Set problem
Filter the lines below, copying only those with the string "styles".

────

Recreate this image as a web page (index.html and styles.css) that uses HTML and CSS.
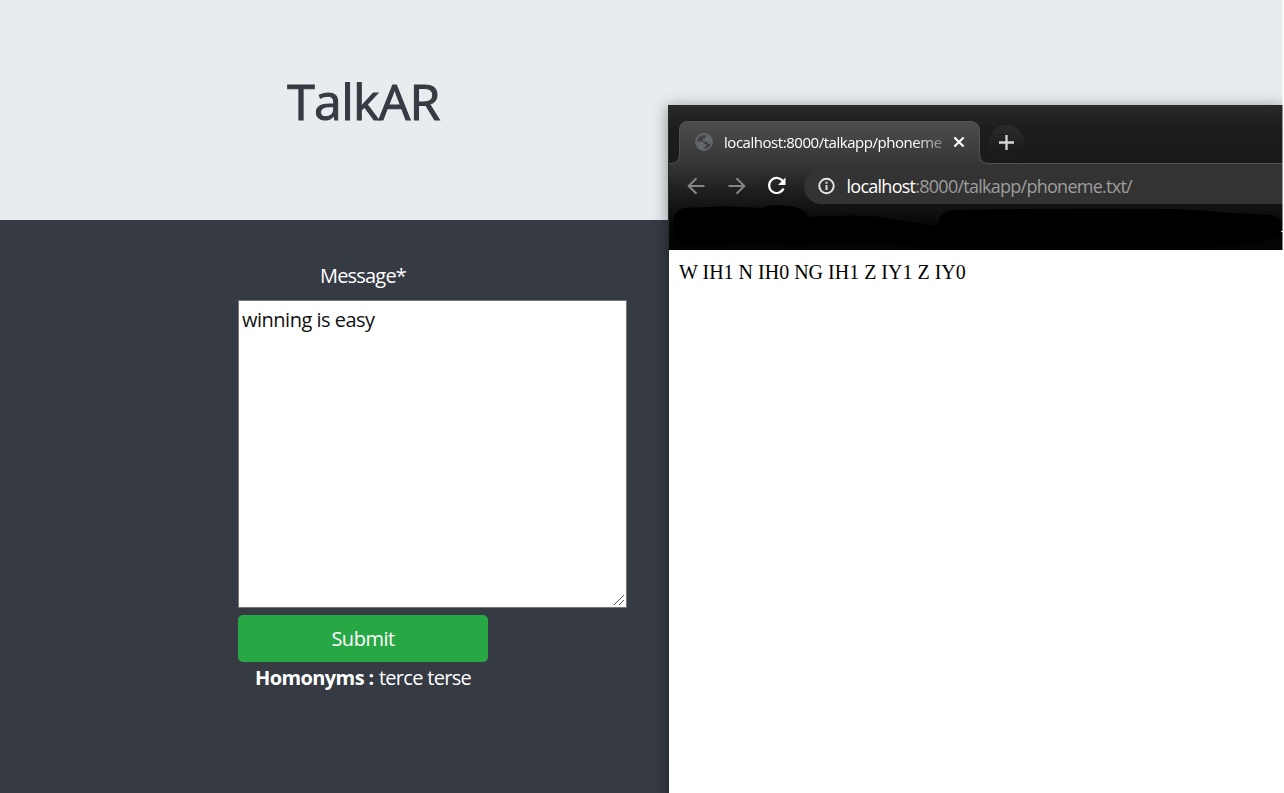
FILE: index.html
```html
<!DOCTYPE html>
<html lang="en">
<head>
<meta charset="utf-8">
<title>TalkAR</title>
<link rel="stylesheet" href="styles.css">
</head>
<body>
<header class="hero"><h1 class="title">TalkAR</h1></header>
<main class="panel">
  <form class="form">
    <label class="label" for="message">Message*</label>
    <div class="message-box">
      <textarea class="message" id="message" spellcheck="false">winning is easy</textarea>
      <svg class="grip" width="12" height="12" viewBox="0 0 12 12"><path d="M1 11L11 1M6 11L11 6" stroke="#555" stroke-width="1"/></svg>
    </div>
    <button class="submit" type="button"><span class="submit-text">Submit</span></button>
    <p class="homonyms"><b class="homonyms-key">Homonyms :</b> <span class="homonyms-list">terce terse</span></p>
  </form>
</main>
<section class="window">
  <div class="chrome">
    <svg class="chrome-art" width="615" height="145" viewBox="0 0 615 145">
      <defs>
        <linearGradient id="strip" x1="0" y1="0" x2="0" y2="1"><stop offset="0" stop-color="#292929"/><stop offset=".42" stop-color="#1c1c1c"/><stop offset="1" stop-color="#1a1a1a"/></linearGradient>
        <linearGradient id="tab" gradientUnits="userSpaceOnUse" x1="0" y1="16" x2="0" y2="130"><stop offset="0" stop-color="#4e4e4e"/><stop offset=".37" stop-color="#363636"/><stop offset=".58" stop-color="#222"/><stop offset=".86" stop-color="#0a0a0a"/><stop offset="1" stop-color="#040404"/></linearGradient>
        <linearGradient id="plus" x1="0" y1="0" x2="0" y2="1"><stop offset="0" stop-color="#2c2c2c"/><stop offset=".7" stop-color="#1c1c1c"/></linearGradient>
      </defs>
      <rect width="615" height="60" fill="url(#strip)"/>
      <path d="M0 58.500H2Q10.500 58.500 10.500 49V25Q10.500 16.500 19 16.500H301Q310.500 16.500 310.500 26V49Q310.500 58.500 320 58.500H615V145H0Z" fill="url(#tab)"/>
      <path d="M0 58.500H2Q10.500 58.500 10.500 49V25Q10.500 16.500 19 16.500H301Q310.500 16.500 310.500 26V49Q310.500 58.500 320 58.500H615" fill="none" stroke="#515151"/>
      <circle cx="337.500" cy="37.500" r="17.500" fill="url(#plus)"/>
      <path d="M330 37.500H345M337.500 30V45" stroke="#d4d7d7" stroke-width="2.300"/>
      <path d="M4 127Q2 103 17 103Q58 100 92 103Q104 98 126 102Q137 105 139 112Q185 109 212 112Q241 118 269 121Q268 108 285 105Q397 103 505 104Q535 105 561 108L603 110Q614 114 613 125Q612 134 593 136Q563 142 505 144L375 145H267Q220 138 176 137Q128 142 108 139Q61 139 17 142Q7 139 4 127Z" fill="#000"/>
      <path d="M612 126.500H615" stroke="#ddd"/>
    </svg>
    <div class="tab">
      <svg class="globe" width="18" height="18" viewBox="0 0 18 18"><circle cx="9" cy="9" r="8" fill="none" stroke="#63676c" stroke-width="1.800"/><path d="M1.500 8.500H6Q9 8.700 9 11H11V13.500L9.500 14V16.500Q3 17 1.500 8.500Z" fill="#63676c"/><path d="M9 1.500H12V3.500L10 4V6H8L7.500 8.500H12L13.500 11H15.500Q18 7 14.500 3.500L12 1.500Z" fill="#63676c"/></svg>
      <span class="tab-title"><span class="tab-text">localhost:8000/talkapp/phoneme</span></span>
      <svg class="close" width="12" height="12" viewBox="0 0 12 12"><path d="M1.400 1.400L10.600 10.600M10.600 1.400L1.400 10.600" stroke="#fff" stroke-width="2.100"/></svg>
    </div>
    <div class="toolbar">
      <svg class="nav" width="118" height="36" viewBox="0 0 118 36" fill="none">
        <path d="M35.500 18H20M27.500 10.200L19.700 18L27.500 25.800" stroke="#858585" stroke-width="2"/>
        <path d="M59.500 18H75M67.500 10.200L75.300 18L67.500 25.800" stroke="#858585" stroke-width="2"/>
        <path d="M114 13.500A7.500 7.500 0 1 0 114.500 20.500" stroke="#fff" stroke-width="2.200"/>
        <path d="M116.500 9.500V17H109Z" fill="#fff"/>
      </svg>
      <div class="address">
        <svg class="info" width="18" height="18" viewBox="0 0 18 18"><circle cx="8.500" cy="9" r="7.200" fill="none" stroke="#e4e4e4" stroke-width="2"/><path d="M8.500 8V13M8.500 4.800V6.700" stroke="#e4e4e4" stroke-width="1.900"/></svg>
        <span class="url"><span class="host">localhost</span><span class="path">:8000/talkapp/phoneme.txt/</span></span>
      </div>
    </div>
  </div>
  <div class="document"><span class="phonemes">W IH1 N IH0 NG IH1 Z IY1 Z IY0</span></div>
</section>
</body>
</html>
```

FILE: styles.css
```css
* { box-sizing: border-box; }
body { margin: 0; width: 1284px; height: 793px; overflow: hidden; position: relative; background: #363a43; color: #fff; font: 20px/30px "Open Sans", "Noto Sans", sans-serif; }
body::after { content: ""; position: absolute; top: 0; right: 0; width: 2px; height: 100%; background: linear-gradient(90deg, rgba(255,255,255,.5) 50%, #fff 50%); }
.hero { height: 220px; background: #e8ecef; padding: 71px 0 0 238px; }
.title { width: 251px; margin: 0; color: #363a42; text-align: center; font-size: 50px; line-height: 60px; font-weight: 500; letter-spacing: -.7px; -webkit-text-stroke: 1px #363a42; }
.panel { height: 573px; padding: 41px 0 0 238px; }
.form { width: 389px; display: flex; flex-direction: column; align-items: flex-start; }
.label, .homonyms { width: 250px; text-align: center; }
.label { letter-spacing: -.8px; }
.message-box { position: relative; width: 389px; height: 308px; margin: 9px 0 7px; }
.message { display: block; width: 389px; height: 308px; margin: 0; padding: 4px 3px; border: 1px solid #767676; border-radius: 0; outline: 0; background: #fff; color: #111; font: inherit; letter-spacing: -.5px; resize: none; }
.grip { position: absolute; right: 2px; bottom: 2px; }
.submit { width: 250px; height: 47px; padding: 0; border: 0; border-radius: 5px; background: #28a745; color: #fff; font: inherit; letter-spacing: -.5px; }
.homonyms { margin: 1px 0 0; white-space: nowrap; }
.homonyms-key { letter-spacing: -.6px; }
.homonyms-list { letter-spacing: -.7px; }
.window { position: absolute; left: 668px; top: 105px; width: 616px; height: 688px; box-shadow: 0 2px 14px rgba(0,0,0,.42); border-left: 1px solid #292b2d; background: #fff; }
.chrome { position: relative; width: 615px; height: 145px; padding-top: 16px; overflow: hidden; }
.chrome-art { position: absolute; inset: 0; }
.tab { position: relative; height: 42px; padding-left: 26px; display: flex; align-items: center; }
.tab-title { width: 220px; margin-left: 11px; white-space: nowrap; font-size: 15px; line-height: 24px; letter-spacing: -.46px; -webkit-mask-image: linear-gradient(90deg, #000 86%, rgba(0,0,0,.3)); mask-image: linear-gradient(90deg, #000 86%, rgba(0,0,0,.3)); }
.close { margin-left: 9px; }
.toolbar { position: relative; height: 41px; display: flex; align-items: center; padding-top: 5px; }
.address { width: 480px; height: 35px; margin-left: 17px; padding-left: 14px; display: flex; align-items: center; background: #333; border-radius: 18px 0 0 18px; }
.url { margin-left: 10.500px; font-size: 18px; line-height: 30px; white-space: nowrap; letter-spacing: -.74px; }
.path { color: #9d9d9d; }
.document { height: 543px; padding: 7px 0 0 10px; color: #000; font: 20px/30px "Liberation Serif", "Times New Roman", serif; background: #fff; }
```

────

The answer
Recreate this image as a web page (index.html and styles.css) that uses HTML and CSS.
<link rel="stylesheet" href="styles.css">
FILE: styles.css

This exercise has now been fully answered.